◆ **TASK DETAILS**
Word for word, print each line of the listing below; pictures stay out.

◆ **DATA SEGMENT**
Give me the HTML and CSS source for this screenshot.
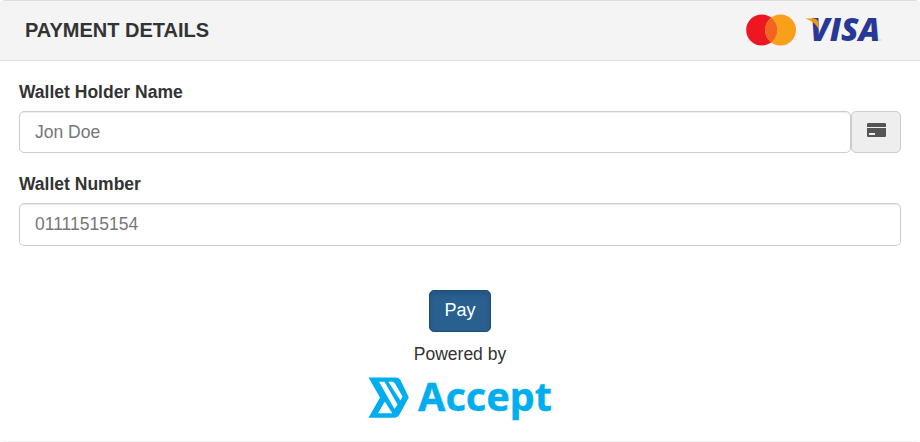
FILE: index.html
```html
<!DOCTYPE html>
<html lang="en">
<head>
<meta charset="utf-8">
<title>Payment Details</title>
<link rel="stylesheet" href="styles.css">
</head>
<body>
<main class="panel">
  <header class="panel-heading">
    <h1 class="panel-title">PAYMENT DETAILS</h1>
    <svg class="cards" width="140" height="36" viewBox="0 0 140 36">
      <circle cx="15.7" cy="18" r="15.5" fill="#ed1722"/>
      <circle cx="34.5" cy="18" r="15.5" fill="#f9a01b"/>
      <path d="M25.1 5.700a15.500 15.500 0 0 1 0 24.600a15.500 15.500 0 0 1 0-24.600z" fill="#f16421"/>
      <text class="visa" x="64" y="29" textLength="70" lengthAdjust="spacingAndGlyphs">VISA</text>
      <path d="M59 6.400h8.500Q71.800 6.600 72.400 11L73 18Q69 9 59 6.400z" fill="#f7980a"/>
      <circle cx="134" cy="28" r=".7" fill="#b7bad7"/>
      <circle cx="50" cy="27.500" r=".5" fill="#fac982"/>
    </svg>
  </header>
  <form class="panel-body">
    <label class="label" for="holder">Wallet Holder Name</label>
    <div class="input-group">
      <input class="control" id="holder" type="text" placeholder="Jon Doe">
      <span class="addon">
        <svg width="19" height="14" viewBox="0 0 19 14">
          <path d="M0 4V1.200Q0 0 1.200 0h16.600Q19 0 19 1.200V4z M0 5h19v7.800Q19 14 17.800 14H1.200Q0 14 0 12.800z" fill="#555"/>
          <path d="M2 10h6v2H2z" fill="#eee"/>
        </svg>
      </span>
    </div>
    <label class="label" for="number">Wallet Number</label>
    <input class="control" id="number" type="text" placeholder="01111515154">
    <div class="actions">
      <button class="pay" type="button">Pay</button>
      <p class="powered">Powered by</p>
      <svg class="accept" width="184" height="46" viewBox="0 0 184 46">
        <path fill="#00aeef" fill-rule="evenodd" d="M.5 1.500h28Q31 1.500 32.500 4L40.800 21.500 31.500 38.500Q29.500 41.700 26.500 41.700H.5L12 21.600z M11 5.800h5.500L29.500 28.500 26.500 33z M20.300 5.800h4.200Q26 5.800 27 7.500L34.500 20.500 32.500 24.500z M16.800 25.500L24.300 37.300H10z"/>
        <text class="brand" x="50" y="35" textLength="134" lengthAdjust="spacingAndGlyphs">Accept</text>
      </svg>
    </div>
  </form>
</main>
</body>
</html>
```
FILE: styles.css
```css
* { box-sizing: border-box; }
body { margin: 0; background: #fff; color: #333; font: 17.5px/26px "Liberation Sans", Arial, sans-serif; }
.panel { height: 442px; border: 1px solid #ddd; border-width: 1px 0; border-bottom-color: #f0f0f0; border-radius: 5px; }
.panel-heading { display: flex; justify-content: space-between; align-items: center; height: 60px; padding: 0 34px 2px 25px; background: #f4f4f4; border-bottom: 1px solid #ddd; border-radius: 4px 4px 0 0; }
.panel-title { margin: 0; font-size: 20px; line-height: 24px; }
.cards { display: block; overflow: visible; }
.visa { font: italic 800 32px "Open Sans", sans-serif; fill: #273896; }
.panel-body { display: flex; flex-direction: column; padding: 18px 19px 0; }
.label { font-weight: bold; margin-bottom: 6px; line-height: 26px; }
.input-group { display: flex; margin-bottom: 18px; }
.control { flex: 1 1 auto; min-width: 0; height: 42px; padding: 0 15px; border: 1px solid #ccc; border-radius: 5px; background: #fff; box-shadow: inset 0 1px 1px rgba(0,0,0,.075); font: 17.5px "Liberation Sans", Arial, sans-serif; outline: 0; }
.panel-body > .control { flex: none; height: 43px; }
.control::placeholder { color: #777; opacity: 1; }
.addon { display: flex; align-items: center; justify-content: center; width: 50px; padding-bottom: 4px; border: 1px solid #ccc; border-radius: 5px; background: #eee; }
.actions { display: flex; flex-direction: column; align-items: center; padding-top: 44px; }
.pay { width: 62px; height: 42px; padding: 0 0 2px; border: 1px solid #204d74; border-radius: 5px; background: #286090; color: #fff; font: 18px "Liberation Sans", Arial, sans-serif; box-shadow: inset 0 3px 5px rgba(0,0,0,.125); }
.powered { margin: 9px 0; }
.accept { display: block; overflow: visible; }
.brand { font: 700 39px/46px "Noto Sans", sans-serif; fill: #00aeef; stroke: #00aeef; stroke-width: .4px; }
```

◆ **ANSWER FOR THE TASK**
Give me the HTML and CSS source for this screenshot.
FILE: index.html
```html
<!DOCTYPE html>
<html lang="en">
<head>
<meta charset="utf-8">
<title>Payment Details</title>
<link rel="stylesheet" href="styles.css">
</head>
<body>
<main class="panel">
  <header class="panel-heading">
    <h1 class="panel-title">PAYMENT DETAILS</h1>
    <svg class="cards" width="140" height="36" viewBox="0 0 140 36">
      <circle cx="15.7" cy="18" r="15.5" fill="#ed1722"/>
      <circle cx="34.5" cy="18" r="15.5" fill="#f9a01b"/>
      <path d="M25.1 5.700a15.500 15.500 0 0 1 0 24.600a15.500 15.500 0 0 1 0-24.600z" fill="#f16421"/>
      <text class="visa" x="64" y="29" textLength="70" lengthAdjust="spacingAndGlyphs">VISA</text>
      <path d="M59 6.400h8.500Q71.800 6.600 72.400 11L73 18Q69 9 59 6.400z" fill="#f7980a"/>
      <circle cx="134" cy="28" r=".7" fill="#b7bad7"/>
      <circle cx="50" cy="27.500" r=".5" fill="#fac982"/>
    </svg>
  </header>
  <form class="panel-body">
    <label class="label" for="holder">Wallet Holder Name</label>
    <div class="input-group">
      <input class="control" id="holder" type="text" placeholder="Jon Doe">
      <span class="addon">
        <svg width="19" height="14" viewBox="0 0 19 14">
          <path d="M0 4V1.200Q0 0 1.200 0h16.600Q19 0 19 1.200V4z M0 5h19v7.800Q19 14 17.800 14H1.200Q0 14 0 12.800z" fill="#555"/>
          <path d="M2 10h6v2H2z" fill="#eee"/>
        </svg>
      </span>
    </div>
    <label class="label" for="number">Wallet Number</label>
    <input class="control" id="number" type="text" placeholder="01111515154">
    <div class="actions">
      <button class="pay" type="button">Pay</button>
      <p class="powered">Powered by</p>
      <svg class="accept" width="184" height="46" viewBox="0 0 184 46">
        <path fill="#00aeef" fill-rule="evenodd" d="M.5 1.500h28Q31 1.500 32.500 4L40.800 21.500 31.500 38.500Q29.500 41.700 26.500 41.700H.5L12 21.600z M11 5.800h5.500L29.500 28.500 26.500 33z M20.300 5.800h4.200Q26 5.800 27 7.500L34.500 20.500 32.500 24.500z M16.800 25.500L24.300 37.300H10z"/>
        <text class="brand" x="50" y="35" textLength="134" lengthAdjust="spacingAndGlyphs">Accept</text>
      </svg>
    </div>
  </form>
</main>
</body>
</html>
```
FILE: styles.css
```css
* { box-sizing: border-box; }
body { margin: 0; background: #fff; color: #333; font: 17.5px/26px "Liberation Sans", Arial, sans-serif; }
.panel { height: 442px; border: 1px solid #ddd; border-width: 1px 0; border-bottom-color: #f0f0f0; border-radius: 5px; }
.panel-heading { display: flex; justify-content: space-between; align-items: center; height: 60px; padding: 0 34px 2px 25px; background: #f4f4f4; border-bottom: 1px solid #ddd; border-radius: 4px 4px 0 0; }
.panel-title { margin: 0; font-size: 20px; line-height: 24px; }
.cards { display: block; overflow: visible; }
.visa { font: italic 800 32px "Open Sans", sans-serif; fill: #273896; }
.panel-body { display: flex; flex-direction: column; padding: 18px 19px 0; }
.label { font-weight: bold; margin-bottom: 6px; line-height: 26px; }
.input-group { display: flex; margin-bottom: 18px; }
.control { flex: 1 1 auto; min-width: 0; height: 42px; padding: 0 15px; border: 1px solid #ccc; border-radius: 5px; background: #fff; box-shadow: inset 0 1px 1px rgba(0,0,0,.075); font: 17.5px "Liberation Sans", Arial, sans-serif; outline: 0; }
.panel-body > .control { flex: none; height: 43px; }
.control::placeholder { color: #777; opacity: 1; }
.addon { display: flex; align-items: center; justify-content: center; width: 50px; padding-bottom: 4px; border: 1px solid #ccc; border-radius: 5px; background: #eee; }
.actions { display: flex; flex-direction: column; align-items: center; padding-top: 44px; }
.pay { width: 62px; height: 42px; padding: 0 0 2px; border: 1px solid #204d74; border-radius: 5px; background: #286090; color: #fff; font: 18px "Liberation Sans", Arial, sans-serif; box-shadow: inset 0 3px 5px rgba(0,0,0,.125); }
.powered { margin: 9px 0; }
.accept { display: block; overflow: visible; }
.brand { font: 700 39px/46px "Noto Sans", sans-serif; fill: #00aeef; stroke: #00aeef; stroke-width: .4px; }
```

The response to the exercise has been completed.